What is Q-Learning?

Post by **quantumadmin** » Wed Jul 19, 2023 7:32 am

Q-Learning is a reinforcement learning algorithm used for training an agent to make optimal decisions in a Markov Decision Process (MDP). It is a model-free approach that learns through trial and error, without requiring explicit knowledge of the environment. Q-Learning aims to find the optimal action-selection policy for an agent to maximize cumulative rewards.

Here's a high-level overview of how Q-Learning works:

MDP and Q-Values: In an MDP, an agent interacts with an environment by taking actions and receiving rewards. The agent's goal is to learn an optimal policy that maximizes the long-term cumulative reward. The Q-Value represents the expected cumulative reward an agent can achieve by taking a particular action in a specific state.

Q-Table: Q-Learning utilizes a Q-Table, which is a lookup table that stores the Q-Values for all state-action pairs. Initially, the Q-Table is initialized randomly or with arbitrary values.

Exploration and Exploitation: The agent explores the environment by selecting actions based on an exploration-exploitation trade-off. Initially, the agent favors exploration to discover new actions and states. As the agent learns more, it starts exploiting the learned knowledge to choose actions that maximize the expected reward.

Q-Value Update: The agent updates the Q-Values based on the rewards received and the Q-Values of the next state. The update is performed using the Bellman equation, which expresses the optimal Q-Value as the immediate reward plus the maximum Q-Value of the next state.

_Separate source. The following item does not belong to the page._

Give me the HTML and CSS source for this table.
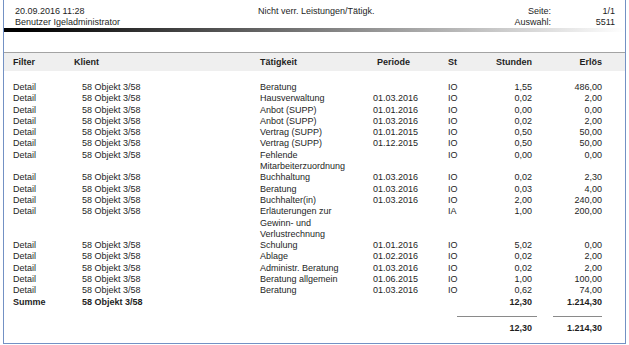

Learning Rate and Discount Factor: Q-Learning employs a learning rate (alpha) and a discount factor (gamma). The learning rate determines the weight given to new information, while the discount factor balances immediate and future rewards. These parameters influence the rate at which the agent learns and the importance it assigns to immediate versus long-term rewards.

Exploration Decay: To shift the agent's focus from exploration to exploitation over time, an exploration rate (epsilon) is often used. The exploration rate starts high to encourage exploration and gradually decays as the agent becomes more knowledgeable.

Training and Convergence: The agent iteratively interacts with the environment, updating the Q-Values based on the observed rewards and optimizing its policy. The process continues until the agent's Q-Values converge to the optimal values, reflecting the best policy for action selection in each state.

Q-Learning has been successfully applied in various domains, including robotics, game playing, and control systems, where optimal decision-making based on feedback and rewards is crucial. It is a fundamental algorithm in the field of reinforcement learning, enabling agents to learn optimal policies in complex environments without requiring prior knowledge.